# [Stated task]
Lift out each line of the data that holds "this".

━━ Dataset excerpts ━━

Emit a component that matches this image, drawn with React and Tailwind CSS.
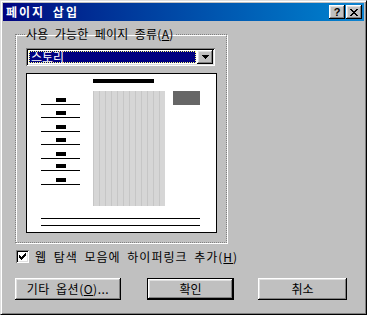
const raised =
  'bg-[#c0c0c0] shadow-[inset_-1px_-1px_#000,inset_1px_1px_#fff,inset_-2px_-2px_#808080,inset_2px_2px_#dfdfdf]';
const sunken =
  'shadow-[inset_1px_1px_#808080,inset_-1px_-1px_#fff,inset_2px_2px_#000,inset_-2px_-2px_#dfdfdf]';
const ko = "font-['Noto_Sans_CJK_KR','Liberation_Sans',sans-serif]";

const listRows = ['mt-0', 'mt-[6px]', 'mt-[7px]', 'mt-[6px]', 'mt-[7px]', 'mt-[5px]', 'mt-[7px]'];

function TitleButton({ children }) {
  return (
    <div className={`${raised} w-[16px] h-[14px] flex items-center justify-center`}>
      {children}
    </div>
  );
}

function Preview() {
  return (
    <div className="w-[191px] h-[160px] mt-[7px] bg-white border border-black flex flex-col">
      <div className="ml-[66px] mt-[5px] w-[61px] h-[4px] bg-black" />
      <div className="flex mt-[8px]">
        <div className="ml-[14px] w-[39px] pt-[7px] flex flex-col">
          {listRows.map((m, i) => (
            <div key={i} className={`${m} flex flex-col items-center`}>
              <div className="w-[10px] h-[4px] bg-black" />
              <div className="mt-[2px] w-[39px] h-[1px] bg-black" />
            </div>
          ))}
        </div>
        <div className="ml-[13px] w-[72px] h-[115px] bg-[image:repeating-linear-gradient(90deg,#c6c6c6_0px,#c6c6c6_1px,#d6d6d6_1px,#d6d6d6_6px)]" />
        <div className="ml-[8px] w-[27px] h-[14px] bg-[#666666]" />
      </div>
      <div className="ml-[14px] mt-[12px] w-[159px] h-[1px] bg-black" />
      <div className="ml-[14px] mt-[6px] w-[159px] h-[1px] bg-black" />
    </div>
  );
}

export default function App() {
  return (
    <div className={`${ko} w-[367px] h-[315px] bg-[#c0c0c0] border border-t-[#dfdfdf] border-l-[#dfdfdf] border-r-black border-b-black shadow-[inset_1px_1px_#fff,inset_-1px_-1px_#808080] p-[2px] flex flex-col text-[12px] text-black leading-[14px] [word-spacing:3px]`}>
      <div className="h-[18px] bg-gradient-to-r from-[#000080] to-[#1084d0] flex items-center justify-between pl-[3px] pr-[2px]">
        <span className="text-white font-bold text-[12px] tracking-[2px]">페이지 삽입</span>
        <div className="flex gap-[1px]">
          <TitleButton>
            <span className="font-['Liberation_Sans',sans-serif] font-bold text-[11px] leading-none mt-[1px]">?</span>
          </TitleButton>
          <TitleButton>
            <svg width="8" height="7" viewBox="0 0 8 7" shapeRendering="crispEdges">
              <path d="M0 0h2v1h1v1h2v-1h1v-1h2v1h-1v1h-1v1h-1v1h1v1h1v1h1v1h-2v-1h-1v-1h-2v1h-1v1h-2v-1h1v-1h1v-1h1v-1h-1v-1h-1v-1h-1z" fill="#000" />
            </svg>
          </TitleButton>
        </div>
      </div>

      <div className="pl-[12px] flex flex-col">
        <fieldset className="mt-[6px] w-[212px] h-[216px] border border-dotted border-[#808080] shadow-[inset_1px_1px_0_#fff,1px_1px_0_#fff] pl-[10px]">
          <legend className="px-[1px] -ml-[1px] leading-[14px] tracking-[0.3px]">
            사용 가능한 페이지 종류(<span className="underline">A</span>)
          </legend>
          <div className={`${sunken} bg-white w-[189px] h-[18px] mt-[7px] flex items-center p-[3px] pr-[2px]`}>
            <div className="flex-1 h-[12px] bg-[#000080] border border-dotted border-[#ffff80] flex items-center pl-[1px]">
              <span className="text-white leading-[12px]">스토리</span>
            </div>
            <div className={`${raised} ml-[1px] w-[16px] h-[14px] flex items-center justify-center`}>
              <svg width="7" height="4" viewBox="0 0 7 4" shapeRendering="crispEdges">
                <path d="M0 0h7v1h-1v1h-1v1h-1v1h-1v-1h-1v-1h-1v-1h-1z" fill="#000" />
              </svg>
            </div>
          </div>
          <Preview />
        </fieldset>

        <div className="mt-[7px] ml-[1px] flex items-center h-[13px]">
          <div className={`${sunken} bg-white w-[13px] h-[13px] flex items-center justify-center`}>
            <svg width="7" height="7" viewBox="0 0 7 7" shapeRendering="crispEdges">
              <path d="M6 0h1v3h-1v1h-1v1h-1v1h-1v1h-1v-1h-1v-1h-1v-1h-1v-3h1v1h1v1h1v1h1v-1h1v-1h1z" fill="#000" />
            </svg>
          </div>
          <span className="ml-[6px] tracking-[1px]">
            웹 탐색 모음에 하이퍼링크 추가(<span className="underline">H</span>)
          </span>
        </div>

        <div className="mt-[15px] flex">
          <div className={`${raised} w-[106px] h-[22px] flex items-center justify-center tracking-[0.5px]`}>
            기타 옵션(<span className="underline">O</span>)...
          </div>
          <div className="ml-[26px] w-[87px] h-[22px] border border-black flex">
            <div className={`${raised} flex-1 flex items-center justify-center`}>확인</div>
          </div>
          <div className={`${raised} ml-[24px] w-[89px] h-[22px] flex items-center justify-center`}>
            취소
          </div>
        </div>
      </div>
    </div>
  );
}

━━━
━━ Dataset excerpts ━━

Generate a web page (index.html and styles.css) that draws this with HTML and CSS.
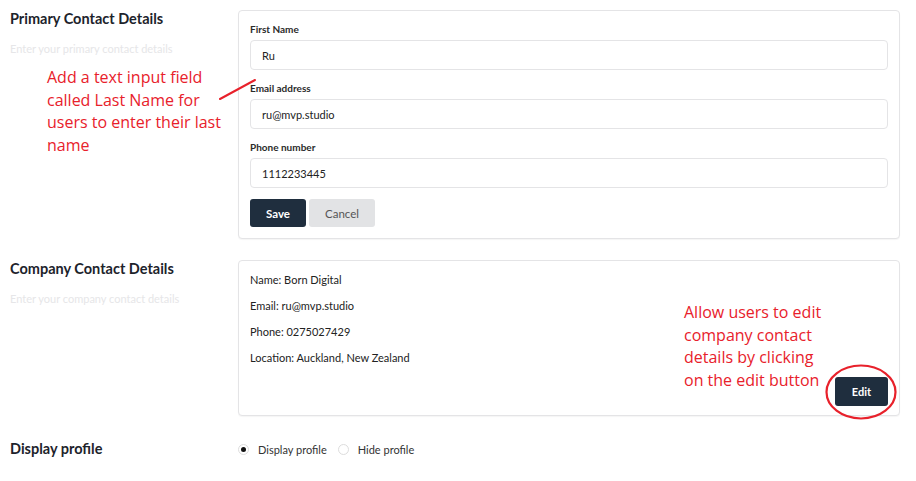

━━━

# [Worked solution]
Emit a component that matches this image, drawn with React and Tailwind CSS.
Generate a web page (index.html and styles.css) that draws this with HTML and CSS.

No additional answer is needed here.